There is a pattern of interaction between the document identifiers and the resource provider (i.e. web server) that must be considered. Examples:
If the record is retrieved from the address:
https://isamples.org/metadata/21547/Car2PIRE_0334
And it has a relative @id
value of metadata/21547/Car2PIRE_0334
then the computed absolute IRI will be:
https://isamples.org/metadata/21547/metadata/21547/Car2PIRE_0334
Retrieved from:
https://isamples.org/metadata/21547/Car2PIRE_0334/
The computed absolute IRI will be:
https://isamples.org/metadata/21547/Car2PIRE_0334/metadata/21547/Car2PIRE_0334
With a "@id":"."
and retrieved from:
https://isamples.org/metadata/21547/Car2PIRE_0334
The computed absolute IRI will be:
https://isamples.org/metadata/21547/Car2PIRE_0334
Hence, depending on the way we want to access this information, the value of @id
may well change.
what if we use an IRI like 'isam:metadata/21547/Car2PIRE_0334' and map isam to whatever the resolver host is that we decide on using in the production system?
Oh, right, OK. Like:
{
"@context":{
"isam":"https://isamples.org/service/",
"is": "https://isamples.org/vocab/",
"name":{
"@id": "is:name"
}
},
"@id":"isam:metadata/21547/Car2PIRE_0334",
"name":"Some test record"
}
Which would expand to:
[
{
"@id": "https://isamples.org/service/metadata/21547/Car2PIRE_0334",
"https://isamples.org/vocab/name": [
{
"@value": "Some test record"
}
]
}
]
And lets us update the resolver location by adjusting the context. Nice.

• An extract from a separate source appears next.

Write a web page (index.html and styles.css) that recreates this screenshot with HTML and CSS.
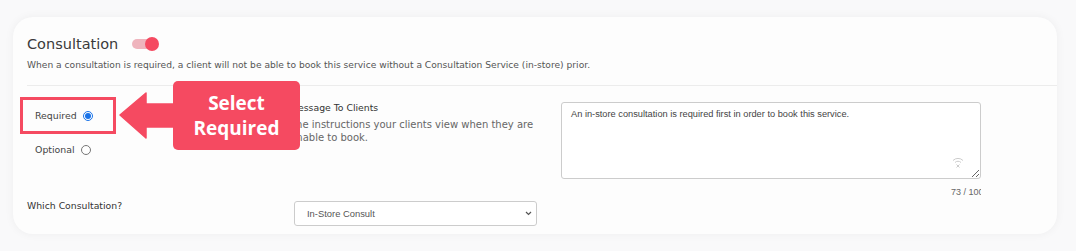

Yea, that's what I was thinking. Will it work?
Indeed it does: https://tinyurl.com/yzuh6qn4
And here it is with a remote context:
https://tinyurl.com/b89twkvb
and a different version of the remote context with the target for isam
adjusted:
https://tinyurl.com/bzzf62n6
The context docs are in a gist at: https://gist.github.com/datadavev/8c93a9551ac38473e53c8bc1c04b7c60
I like this as a solution since it provides a nice mechanism for adjusting the resolver location without having to touch the records, just update the context.
can we go with this solution and close this issue?
Thanks for the explanation, gentlemen. I'll move this one over to me for any implementation that's required.